### Instruction:
Select and reproduce each line of the listing below that bears the string "styles".
── Data shown
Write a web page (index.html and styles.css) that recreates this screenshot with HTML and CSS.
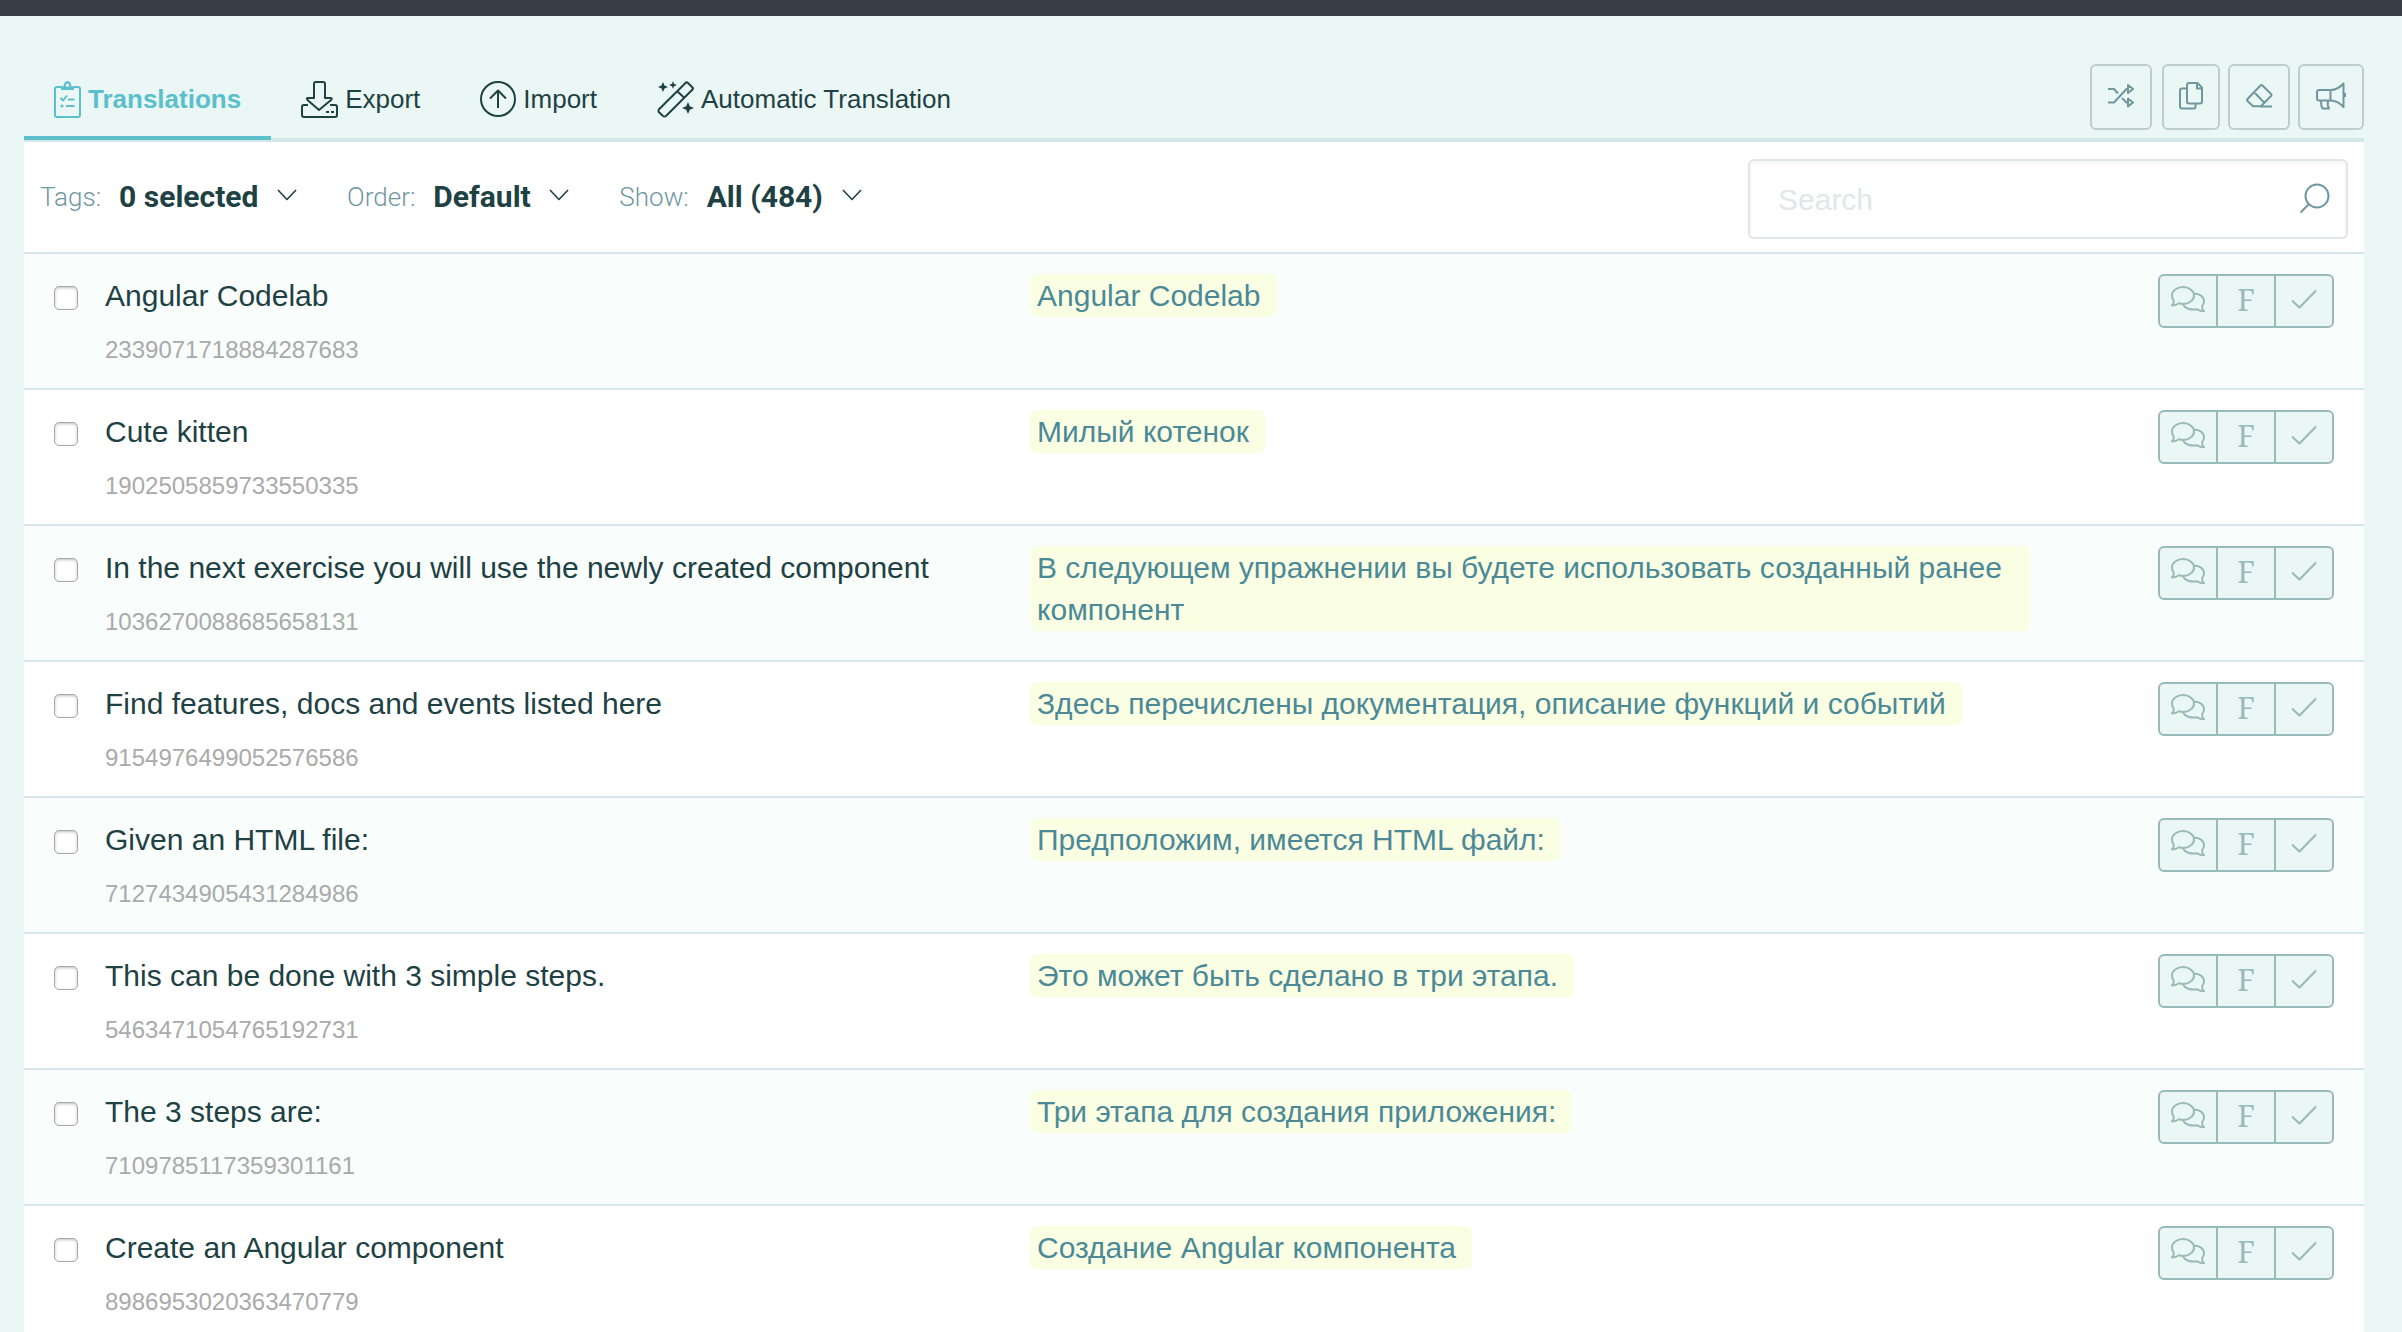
FILE: index.html
```html
<!DOCTYPE html>
<html lang="en">
<head>
<meta charset="utf-8">
<title>Translations</title>
<link rel="stylesheet" href="styles.css">
</head>
<body>
<svg class="sprite" aria-hidden="true">
  <symbol id="chat" viewBox="0 0 34 26">
    <path d="M12 1C18 1 23 4.700 23 9.500S18 18 12 18C10.500 18 9 17.700 8 17.300C6 19 3.500 19.500 1 19.500C2.500 18 3 16.500 2.800 14.500C1.500 13 1 11.500 1 9.500C1 4.700 6 1 12 1Z"/>
    <path d="M23 7.500C29 7.500 33 11 33 15.500C33 17.500 32.300 19 31 20.300C31 22.300 31.800 24 33 25.200C30.500 25.200 28 24.700 26 23.200C20 24.500 13.500 22.500 12 18"/>
  </symbol>
  <symbol id="check" viewBox="0 0 26 20">
    <path d="M1 11.500L8.500 18.500L25 1.500"/>
  </symbol>
  <symbol id="chevron" viewBox="0 0 20 12">
    <path d="M1 1L10 10.500L19 1"/>
  </symbol>
</svg>

<div class="topbar"></div>
<main class="page">
  <header class="head">
    <nav class="tabs">
      <a class="tab tab-active" href="#translations">
        <svg class="icon" width="27" height="37" viewBox="0 0 27 37"><path d="M8 6H3Q1 6 1 8V34Q1 36 3 36H24Q26 36 26 34V8Q26 6 24 6H19"/><path class="solid" d="M7 9V5.500H9.500C9.500 3 11 0 13.500 0S17.500 3 17.500 5.500H20V9ZM13.500 2.500A1.800 1.800 0 1 0 13.500 6.100A1.800 1.800 0 1 0 13.500 2.500Z"/><path d="M6.500 17L9 19.500L13 14.500M14 18.500H20.500M12 25H20.500"/><circle class="solid" cx="8" cy="25" r="1.500"/></svg>
        Translations</a>
      <a class="tab" href="#export">
        <svg class="icon" width="37" height="37" viewBox="0 0 37 37"><path d="M7 24H3Q1 24 1 26V34Q1 36 3 36H34Q36 36 36 34V26Q36 24 34 24H29"/><path d="M15 1H22Q24 1 24 3V17H29Q32 17 30 19L18 29L6.500 19Q5 17 7 17H13V3Q13 1 15 1Z"/><path d="M25 31H28M30 31H33"/></svg>
        Export</a>
      <a class="tab" href="#import">
        <svg class="icon" width="36" height="36" viewBox="0 0 36 36"><circle cx="18" cy="18" r="17"/><path d="M18 27V10M10 17.500L18 9.500L26 17.500"/></svg>
        Import</a>
      <a class="tab" href="#automatic">
        <svg class="icon" width="37" height="37" viewBox="0 0 37 37"><path d="M29 1.500Q30 1 31 2L35.500 6.500Q36.500 7.500 35.500 8.500L9 35Q7.500 36 6 35L1.800 31Q1 29.500 1.800 28.500ZM20.500 10.500L27 16.500"/><path class="solid" d="M6 1L7.500 4.500L11 6L7.500 7.500L6 11L4.500 7.500L1 6L4.500 4.500ZM16 0L17 2.800L20 4L17 5.200L16 8L15 5.200L12 4L15 2.800ZM31 21L32.800 25.200L37 27L32.800 28.800L31 33L29.200 28.800L25 27L29.200 25.200Z"/></svg>
        Automatic Translation</a>
    </nav>
    <div class="tools">
      <button class="tool" type="button" aria-label="Shuffle"><svg class="icon" width="26" height="24" viewBox="0 0 26 24"><path d="M0 5H6L10 9.500M0 18.500H6L18.500 5H20M14 14L18.500 18.500H20M20 1V9L25 5ZM20 14.500V22.500L25 18.500Z"/></svg></button>
      <button class="tool" type="button" aria-label="Copy"><svg class="icon" width="22" height="28" viewBox="1 0 22 28"><path d="M8 6.500H3Q1 6.500 1 8.500V24.500Q1 26.500 3 26.500H15Q16.500 26.500 16.500 24.500V21.500M10 1H18.500L23 5.500V19.500Q23 21.500 21 21.500H10Q8 21.500 8 19.500V3Q8 1 10 1ZM18 1V6.500H23"/></svg></button>
      <button class="tool" type="button" aria-label="Erase"><svg class="icon" width="26" height="24" viewBox="0 0 26 24"><path d="M14.500 1.500Q15.500 .500 16.500 1.500L25 10Q26 11 25 12L15 22.300H7L1.500 17Q.500 16 1.500 15ZM8.500 8.500L18 18.500M14 22.500H26"/></svg></button>
      <button class="tool" type="button" aria-label="Announce"><svg class="icon" width="30" height="28" viewBox="0 0 30 28"><path d="M3 8H14.500C19 8 24 5.500 27.500 1.500V25C24 21 19 18.500 14.500 18.500H3Q1 18.500 1 16.500V10Q1 8 3 8ZM14.500 8V18.500M5 18.500C5 22 5 24 6.500 26.500H13C11.500 24 11.500 21 12 18.500M29 11V15"/></svg></button>
    </div>
  </header>

  <section class="panel">
    <form class="filters">
      <div class="filter"><label for="tags">Tags:</label><span class="pick"><select id="tags"><option>0 selected</option></select><svg class="chevron"><use href="#chevron"/></svg></span></div>
      <div class="filter"><label for="order">Order:</label><span class="pick"><select id="order"><option>Default</option></select><svg class="chevron"><use href="#chevron"/></svg></span></div>
      <div class="filter"><label for="show">Show:</label><span class="pick"><select id="show"><option>All (484)</option></select><svg class="chevron"><use href="#chevron"/></svg></span></div>
      <div class="search">
        <input type="search" placeholder="Search" aria-label="Search">
        <svg class="icon" width="32" height="32" viewBox="0 0 32 32"><circle cx="19" cy="13" r="11.500"/><path d="M11 21L2.500 29.500"/></svg>
      </div>
    </form>

    <ul class="rows">
      <li class="row"><input type="checkbox" id="r1"><div class="source"><label for="r1">Angular Codelab</label><span class="key">2339071718884287683</span></div><div class="target"><span class="value">Angular Codelab</span></div><div class="actions"><button type="button" aria-label="Comments"><svg class="chat"><use href="#chat"/></svg></button><button type="button">F</button><button type="button" aria-label="Approve"><svg class="check"><use href="#check"/></svg></button></div></li>
      <li class="row"><input type="checkbox" id="r2"><div class="source"><label for="r2">Cute kitten</label><span class="key">1902505859733550335</span></div><div class="target"><span class="value">Милый котенок</span></div><div class="actions"><button type="button" aria-label="Comments"><svg class="chat"><use href="#chat"/></svg></button><button type="button">F</button><button type="button" aria-label="Approve"><svg class="check"><use href="#check"/></svg></button></div></li>
      <li class="row"><input type="checkbox" id="r3"><div class="source"><label for="r3">In the next exercise you will use the newly created component</label><span class="key">1036270088685658131</span></div><div class="target"><span class="value">В следующем упражнении вы будете использовать созданный ранее компонент</span></div><div class="actions"><button type="button" aria-label="Comments"><svg class="chat"><use href="#chat"/></svg></button><button type="button">F</button><button type="button" aria-label="Approve"><svg class="check"><use href="#check"/></svg></button></div></li>
      <li class="row"><input type="checkbox" id="r4"><div class="source"><label for="r4">Find features, docs and events listed here</label><span class="key">9154976499052576586</span></div><div class="target"><span class="value">Здесь перечислены документация, описание функций и событий</span></div><div class="actions"><button type="button" aria-label="Comments"><svg class="chat"><use href="#chat"/></svg></button><button type="button">F</button><button type="button" aria-label="Approve"><svg class="check"><use href="#check"/></svg></button></div></li>
      <li class="row"><input type="checkbox" id="r5"><div class="source"><label for="r5">Given an HTML file:</label><span class="key">7127434905431284986</span></div><div class="target"><span class="value">Предположим, имеется HTML файл:</span></div><div class="actions"><button type="button" aria-label="Comments"><svg class="chat"><use href="#chat"/></svg></button><button type="button">F</button><button type="button" aria-label="Approve"><svg class="check"><use href="#check"/></svg></button></div></li>
      <li class="row"><input type="checkbox" id="r6"><div class="source"><label for="r6">This can be done with 3 simple steps.</label><span class="key">5463471054765192731</span></div><div class="target"><span class="value">Это может быть сделано в три этапа.</span></div><div class="actions"><button type="button" aria-label="Comments"><svg class="chat"><use href="#chat"/></svg></button><button type="button">F</button><button type="button" aria-label="Approve"><svg class="check"><use href="#check"/></svg></button></div></li>
      <li class="row"><input type="checkbox" id="r7"><div class="source"><label for="r7">The 3 steps are:</label><span class="key">7109785117359301161</span></div><div class="target"><span class="value">Три этапа для создания приложения:</span></div><div class="actions"><button type="button" aria-label="Comments"><svg class="chat"><use href="#chat"/></svg></button><button type="button">F</button><button type="button" aria-label="Approve"><svg class="check"><use href="#check"/></svg></button></div></li>
      <li class="row"><input type="checkbox" id="r8"><div class="source"><label for="r8">Create an Angular component</label><span class="key">8986953020363470779</span></div><div class="target"><span class="value">Создание Angular компонента</span></div><div class="actions"><button type="button" aria-label="Comments"><svg class="chat"><use href="#chat"/></svg></button><button type="button">F</button><button type="button" aria-label="Approve"><svg class="check"><use href="#check"/></svg></button></div></li>
    </ul>
  </section>
</main>
</body>
</html>
```
FILE: styles.css
```css
* { box-sizing: border-box; }

html { height: 100%; overflow: hidden; }

body {
  margin: 0;
  height: 100%;
  overflow: hidden;
  background: #ebf7f5;
  color: #1e4144;
  font-family: "Liberation Sans", Arial, sans-serif;
}

svg { overflow: visible; fill: none; stroke: currentColor; stroke-width: 2; stroke-linejoin: round; flex: none; }
.solid { fill: currentColor; fill-rule: evenodd; stroke: none; }
.sprite { display: none; }

.topbar { height: 16px; background: #383e46; }

.page { padding: 48px 38px 0 24px; }

.head {
  display: flex;
  justify-content: space-between;
  align-items: flex-start;
  height: 78px;
  border-bottom: 4px solid #d5e6e8;
}

.tabs { display: flex; }

.tab {
  display: flex;
  align-items: center;
  gap: 7px;
  height: 76px;
  padding: 0 30px 2px;
  border-bottom: 4px solid transparent;
  color: inherit;
  font-size: 26px;
  text-decoration: none;
}

.tab-active { border-color: #5cbfcc; color: #5cbfcc; font-weight: bold; }

.tools { display: flex; gap: 8px; }

.tool {
  height: 66px;
  padding: 0 16px;
  border: 2px solid #bccfcc;
  border-radius: 6px;
  background: transparent;
  color: #70979f;
}

.tool:first-child { margin-right: 2px; }

.panel { background: #fff; }

.filters {
  display: flex;
  align-items: center;
  gap: 50px;
  height: 112px;
  padding: 4px 16px 0;
  border-bottom: 2px solid #d5e6e8;
}

.filter { display: flex; align-items: center; gap: 18px; padding-bottom: 6px; }
.filter label { padding-top: 2px; color: #70979f; font: 300 26px Roboto, sans-serif; }

.pick { display: grid; align-items: center; }
.pick > * { grid-area: 1 / 1; }

.pick select {
  appearance: none;
  padding: 0 38px 0 0;
  border: 0;
  background: none;
  color: inherit;
  font: bold 30px Roboto, sans-serif;
}

.chevron { justify-self: end; width: 20px; height: 12px; margin-bottom: 2px; stroke-width: 1.6; pointer-events: none; }

.search {
  display: flex;
  align-items: center;
  width: 600px;
  height: 80px;
  margin-left: auto;
  padding: 0 16px 0 28px;
  border: 2px solid #dfe8e6;
  border-radius: 6px;
  box-shadow: inset 0 2px 4px #0000000d;
  color: #70979f;
}

.search input {
  flex: 1;
  min-width: 0;
  padding: 2px 0 0;
  border: 0;
  background: none;
  font: 30px "Liberation Sans", Arial, sans-serif;
}

.search input::placeholder { color: #dfe8e6; }

.rows { margin: 0; padding: 0; list-style: none; }

.row {
  display: grid;
  grid-template-columns: 81px minmax(0, 37fr) minmax(0, 40fr) 334px;
  align-items: start;
  min-height: 136px;
  padding-top: 20px;
  border-bottom: 2px solid #d5e6e8;
  font-size: 30px;
  line-height: 42px;
}

.row:nth-child(odd) { background: #f9fdfc; }

.row input {
  appearance: none;
  width: 24px;
  height: 24px;
  margin: 12px 0 0 30px;
  border: 1px solid #aaa;
  border-radius: 5px;
  background: #fff;
  box-shadow: inset 0 1px 3px #00000040;
}

.source { display: flex; flex-direction: column; gap: 13px; padding-top: 1px; }
.key { margin-bottom: -4px; color: #aaa; font-size: 24px; line-height: 40px; }

.target { color: #4c8997; }

.value {
  display: inline-block;
  padding: 1px 16px 0 7px;
  border-radius: 6px;
  background: #faffe4;
}

.actions { display: flex; justify-self: end; margin-right: 30px; }

.actions button {
  display: grid;
  place-items: center;
  width: 60px;
  height: 54px;
  padding: 0 0 4px;
  border: 2px solid #98babb;
  background: #ebf7f5;
  color: #98babb;
  font: 30px "Noto Serif", "Liberation Serif", serif;
}

.actions button + button { margin-left: -2px; }
.actions button:first-child { border-radius: 6px 0 0 6px; }
.actions button:last-child { border-radius: 0 6px 6px 0; }
.chat { width: 34px; height: 26px; }
.check { width: 26px; height: 20px; }
```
────
### Solution to the exercise:
Write a web page (index.html and styles.css) that recreates this screenshot with HTML and CSS.
<link rel="stylesheet" href="styles.css">
FILE: styles.css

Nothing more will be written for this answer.